Dear all, we want to remind you that the Kritnet-conference will take place soon in Vienna.
You can register here until the 17th of May: kritnetwien.wordpress.com
Here you can find the Facebook Event
Migration – Criminalization – Resistance – Invention
Kritnet Conference 2016: May 26th-29th, Vienna, VHS Ottakring
While politics of fortification and racist mobilisation grow stronger every day, there are also multiple forms of resistance and invention that have emerged – not only since last summer – managing to fight, resist and elude racism in its various guises, violence, oppression, borders and exploitation. There are rather few opportunities for those resisting these developments to meet, to get to know each other, to talk and think together. Trying to fill this gap, this conference aims at enabling participants to exchange experiences, join their struggles, form new strategies and spaces of resistance, and alliances fighting these recent racist intensifications. We believe that in times that are marked by increasing state and civil racist violence, knowing each other, thinking together and forming common strategies can be key to gain strength, and to open spaces for reacting, resisting and inventing alternative worlds and realities to those we are currently confronted with.
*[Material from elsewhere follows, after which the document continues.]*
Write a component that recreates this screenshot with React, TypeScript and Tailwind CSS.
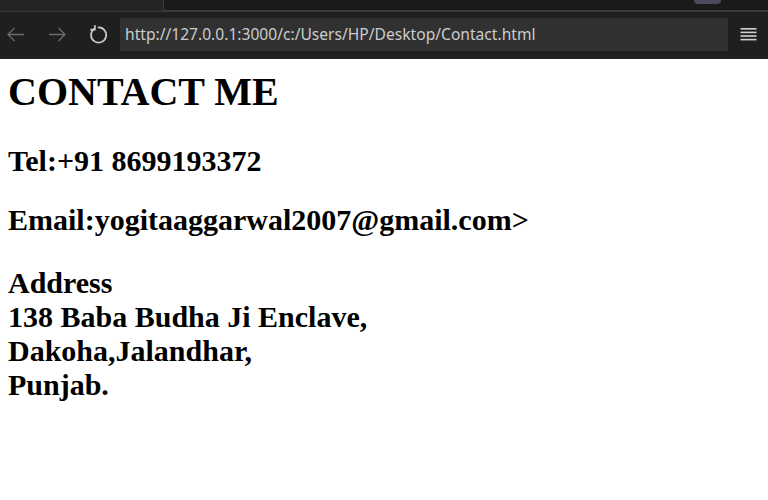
import { useState } from 'react';

const URL = 'http://127.0.0.1:3000/c:/Users/HP/Desktop/Contact.html';

function BackIcon({ className }: { className?: string }) {
  return (
    <svg width="18" height="15" viewBox="0 0 18 15" fill="none" className={className}>
      <path d="M17 7.5H1.5M7.5 1L1 7.5L7.5 14" stroke="currentColor" strokeWidth="1.3" />
    </svg>
  );
}

function ForwardIcon({ className }: { className?: string }) {
  return (
    <svg width="18" height="15" viewBox="0 0 18 15" fill="none" className={className}>
      <path d="M1 7.5H16.5M10.5 1L17 7.5L10.5 14" stroke="currentColor" strokeWidth="1.3" />
    </svg>
  );
}

function ReloadIcon() {
  return (
    <svg width="19" height="20" viewBox="0 0 18 19" fill="none" className="text-[#cccccc]">
      {/* open circle with a hook at the top left */}
      <path
        d="M5 3.6A7.2 7.2 0 1 0 9 2.3"
        stroke="currentColor"
        strokeWidth="1.6"
        strokeLinecap="round"
      />
      <path d="M5.6 0.8V4.4H1.9" stroke="currentColor" strokeWidth="1.6" strokeLinecap="round" strokeLinejoin="round" />
    </svg>
  );
}

function MenuIcon() {
  return (
    <svg width="17" height="13" viewBox="0 0 17 13" className="text-[#d0d0d0]">
      <rect x="0.5" y="0" width="16" height="1.6" fill="currentColor" />
      <rect x="0.5" y="3.6" width="16" height="1.6" fill="currentColor" />
      <rect x="0.5" y="7.2" width="16" height="1.6" fill="currentColor" />
      <rect x="0.5" y="10.8" width="16" height="1.6" fill="currentColor" />
    </svg>
  );
}

function BrowserBar() {
  const [url] = useState(URL);
  return (
    <div className="bg-[#1f1f1f]">
      {/* tab strip, cut off at the top */}
      <div className="flex h-[12px] bg-[#252525] border-b border-[#3a3a3a]">
        <div className="w-[163px]" />
        <div className="flex flex-1 justify-end border-l border-b border-[#3c3c3c] bg-[#1a1a1a] pr-[47px]">
          <div className="h-[4px] w-[27px] rounded-b-md bg-[#4b4b5e]" />
        </div>
      </div>

      {/* navigation row */}
      <div className="flex h-[47px] items-start pt-[6px]">
        <div className="flex h-[33px] w-[120px] items-center">
          <BackIcon className="ml-[7px] text-[#6b6b6b]" />
          <ForwardIcon className="ml-[23px] text-[#6b6b6b]" />
          <div className="ml-[23px] mt-[1px]">
            <ReloadIcon />
          </div>
        </div>
        <div className="flex h-[33px] w-[608px] items-center bg-[#313131] pl-[5px]">
          <span className="font-['Noto_Sans',sans-serif] text-[15.6px] text-[#cccccc] whitespace-nowrap">
            {url}
          </span>
        </div>
        <div className="flex h-[33px] flex-1 items-center justify-center pl-[1px]">
          <MenuIcon />
        </div>
      </div>
    </div>
  );
}

export default function App() {
  return (
    <div className="min-h-[500px] bg-white">
      <BrowserBar />
      <main className="px-[8px] pt-[10px] font-['Liberation_Serif',serif] font-bold text-black">
        <h1 className="text-[40px] leading-[46px]">CONTACT ME</h1>
        <h2 className="mt-[29px] text-[30px] leading-[34px]">Tel:+91 8699193372</h2>
        <h2 className="mt-[25px] text-[30px] leading-[34px]">Email:yogitaaggarwal2007@gmail.com&gt;</h2>
        <h2 className="mt-[29px] text-[30px] leading-[34px]">
          Address
          <br />
          138 Baba Budha Ji Enclave,
          <br />
          Dakoha,Jalandhar,
          <br />
          Punjab.
        </h2>
      </main>
    </div>
  );
}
Workshops: * Gender and border regimes * ‘A culture of welcome?’ * Discourses on human smuggling * Mapping European Borderregime * „Balkan route“ * Refugee protests / Protests against illegalisation / Against camps * Right to the city! * Migration and border regimes from a West African perspective * Resisting new racist asylum laws * Critical social work
There will also be a workshop on the recent tightening of asylum law in Austria:
Recent tightenings of asylum law in the context of the European border regime & isolation motivated by racism
On a national level, asylum law is regularly and continuously tightened by the member states of the European Union. In Austria, a law on ‚temporary asylum‘ was recently passed and family reunifications were alarmingly restricted. The aim of this workshop is to analyze how such laws – like the Austrian ‚emergency state‘-law – are legitimated by discourses of overstraining as well as the societal and legislative racist conditions and to jointly work out counter strategies.